When the vertebrae, which are small bones that make up your spinal column, move against each other more than normal, it could lead to chronic back pain. Minimally invasive lumbar fusion is one surgical option that can alleviate the symptoms of this condition by joining together two or more bones to prevent them from moving too much or impinging or irritating the nerves, ligaments, or back muscles.
To determine if you’re a good candidate for minimally invasive lumbar fusion, our providers at Plymouth Bay Orthopedic Associates in Duxbury perform a physical exam and other additional testing that may include X-ray, CT-Scan, MRI, Myelogram, and Electromyogram and Nerve Conduction Studies.

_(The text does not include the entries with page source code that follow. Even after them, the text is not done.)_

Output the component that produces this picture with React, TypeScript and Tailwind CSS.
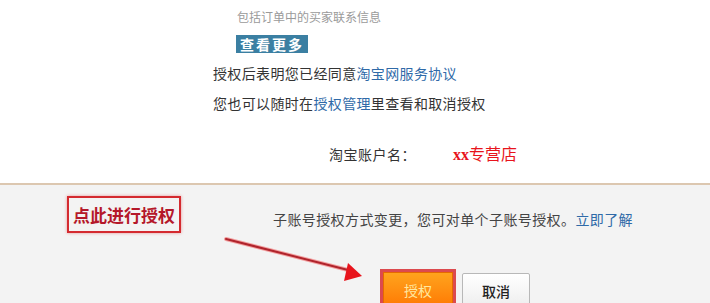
export default function App() {
  return (
    <div className="relative w-[710px] h-[303px] overflow-hidden bg-white font-['Noto_Sans_CJK_SC','Noto_Sans',sans-serif]">
      <div className="h-[183px] pt-[9px] bg-white">
        <p className="ml-[237px] text-[12px] leading-[16px] text-[#9a9a9a]">包括订单中的买家联系信息</p>
        <div className="mt-[10px] ml-[236px] w-fit h-[18px] px-[4px] bg-[#3b7fa2] text-white text-[14px] leading-[18px] font-bold tracking-[2px]">
          查看更多
        </div>
        <p className="mt-[10px] ml-[213px] text-[14px] leading-[20px] tracking-[0.35px] text-[#333]">
          授权后表明您已经同意<span className="text-[#2f6aa8]">淘宝网服务协议</span>
        </p>
        <p className="mt-[10px] ml-[213px] text-[14px] leading-[20px] tracking-[0.35px] text-[#333]">
          您也可以随时在<span className="text-[#2f6aa8]">授权管理</span>里查看和取消授权
        </p>
        <div className="mt-[30px] ml-[329px] flex items-baseline">
          <span className="text-[14px] leading-[20px] tracking-[0.5px] text-[#333]">淘宝账户名：</span>
          <span className="ml-[37px] text-[16px] leading-[20px] text-[#e8141c]">
            <span className="font-['Liberation_Serif',serif] font-bold">xx</span>专营店
          </span>
        </div>
      </div>
      <div className="h-[2px] bg-[#dcc7b0]" />
      <div className="h-[118px] bg-[#f3f3f3] pt-[11px]">
        <div className="flex items-center">
          <div className="ml-[67px] w-[114px] h-[37px] border-2 border-[#d42a2f] shadow-[0_0_3px_rgba(220,30,40,0.45)] flex items-center justify-center text-[17px] font-bold text-[#b5182a]">
            点此进行授权
          </div>
          <p className="ml-[92px] mt-[8px] text-[14px] leading-[20px] tracking-[0.4px] text-[#444]">
            子账号授权方式变更，您可对单个子账号授权。<span className="text-[#2f6aa8]">立即了解</span>
          </p>
        </div>
        <div className="mt-[36px] ml-[380px] flex items-start gap-[6px]">
          <div className="w-[76px] h-[44px] border-[3px] border-[#dc4a4e] bg-[#f06010]">
            <div className="h-full border border-[#e66a00] bg-gradient-to-b from-[#ffa31c] to-[#ff7600] pt-[7px] text-center text-[14px] leading-[20px] text-[#ffe8a0]">
              授权
            </div>
          </div>
          <div className="mt-[4px] w-[68px] h-[40px] border border-[#b8b8b8] rounded-[2px] bg-gradient-to-b from-white to-[#ebebeb] pt-[7px] text-center text-[14px] leading-[20px] font-medium text-[#222]">
            取消
          </div>
        </div>
      </div>
      <svg className="absolute left-0 top-0 pointer-events-none" width="710" height="303">
        <line x1="226" y1="239" x2="352" y2="271" stroke="#f3a0a0" strokeWidth="4" strokeLinecap="round" />
        <line x1="226" y1="239" x2="352" y2="271" stroke="#b0242c" strokeWidth="2" strokeLinecap="round" />
        <polygon points="362,276 348,263 344,281" fill="#e8141c" />
      </svg>
    </div>
  );
}
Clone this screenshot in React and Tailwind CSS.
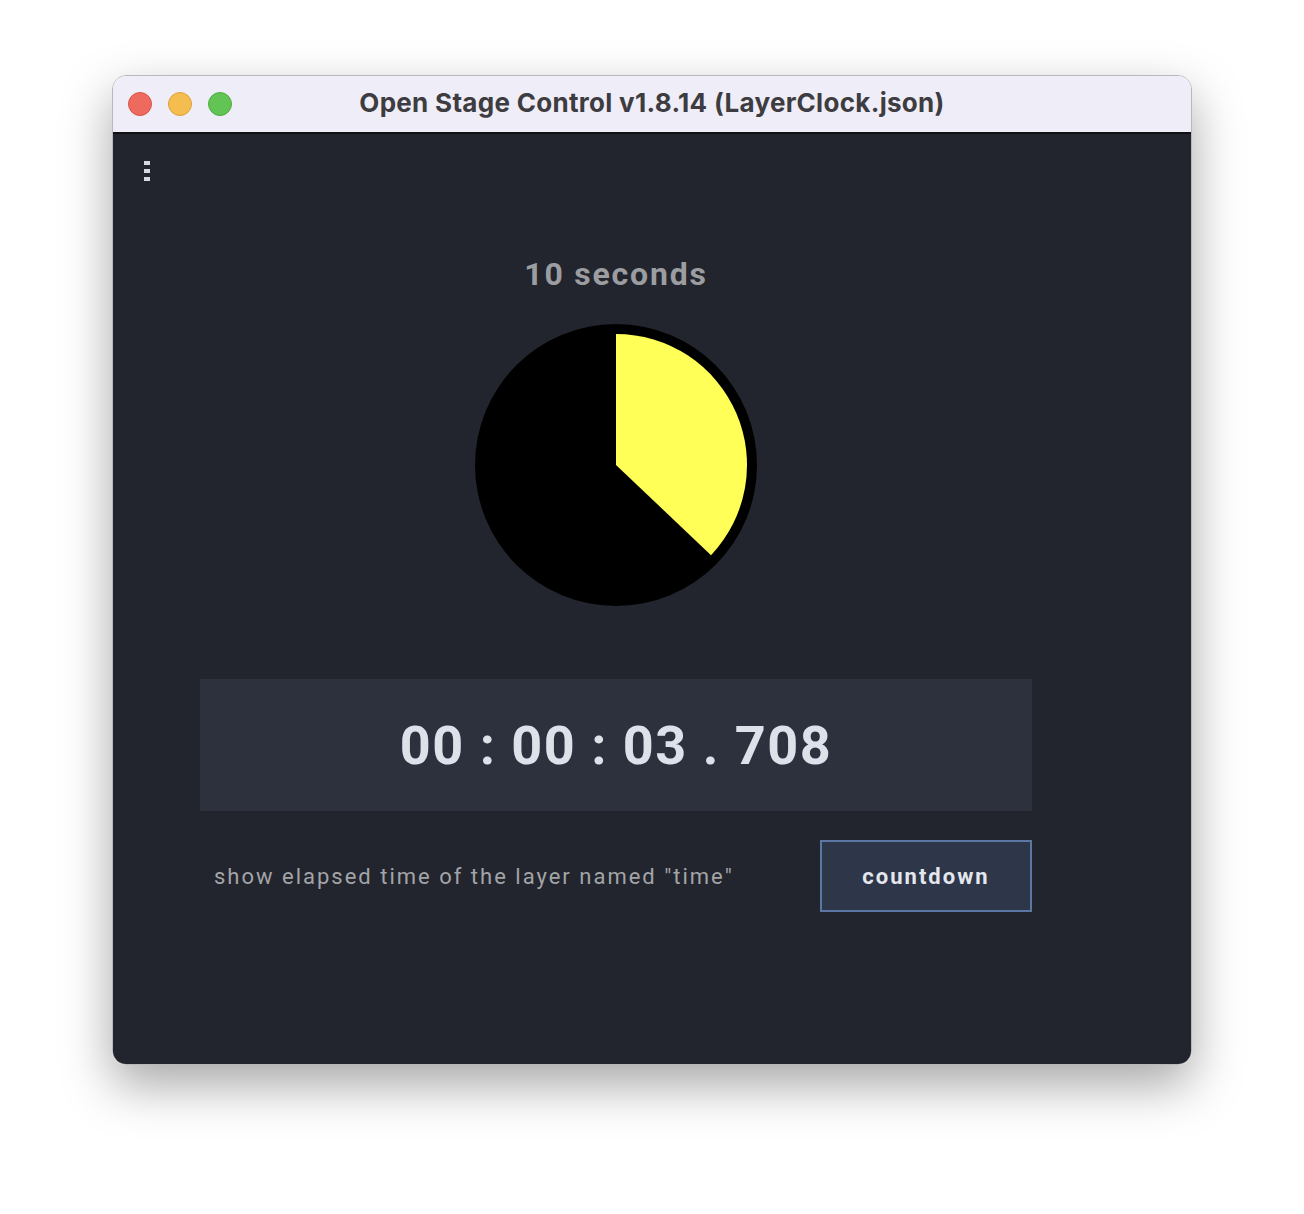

What Is Minimally Invasive Lumbar Fusion
The spinal column is made up of small bones called vertebrae, which are stacked on top of each other and protect the delicate spinal cord that sends and receives signals going from the brain to the entire body.
When two or more vertebrae move beyond what is normal, they could irritate the nearby nerves, ligaments, or muscles, which in turn results in pain. With minimally invasive lumbar fusion, this pain is eliminated by fusing together one or more vertebrae with the use of a bone graft or artificial material.
Who Can Benefit from This Minimally Invasive Surgery
Physical examination and additional testing will determine if you’re a good candidate for this procedure. Oftentimes, patients diagnosed with these medical conditions can benefit from this procedure:
- Degenerative disk disease
- Fracture to the spinal column
- Tumor in the spinal column
- Spinal stenosis
- Infection of the spinal column
Is It Safe?
The vast majority of patients recover very well after their minimally invasive spinal fusion. It can take some time for a full recovery to be achieved.
What Can You Expect After Your Minimally Invasive Lumbar Fusion?
Compared to the traditional technique, minimally invasive spinal fusion results in quicker recovery and less risk of complications. We may advise you to stick to light activities such as walking within the first few months of your surgery before you slowly increase your activity level.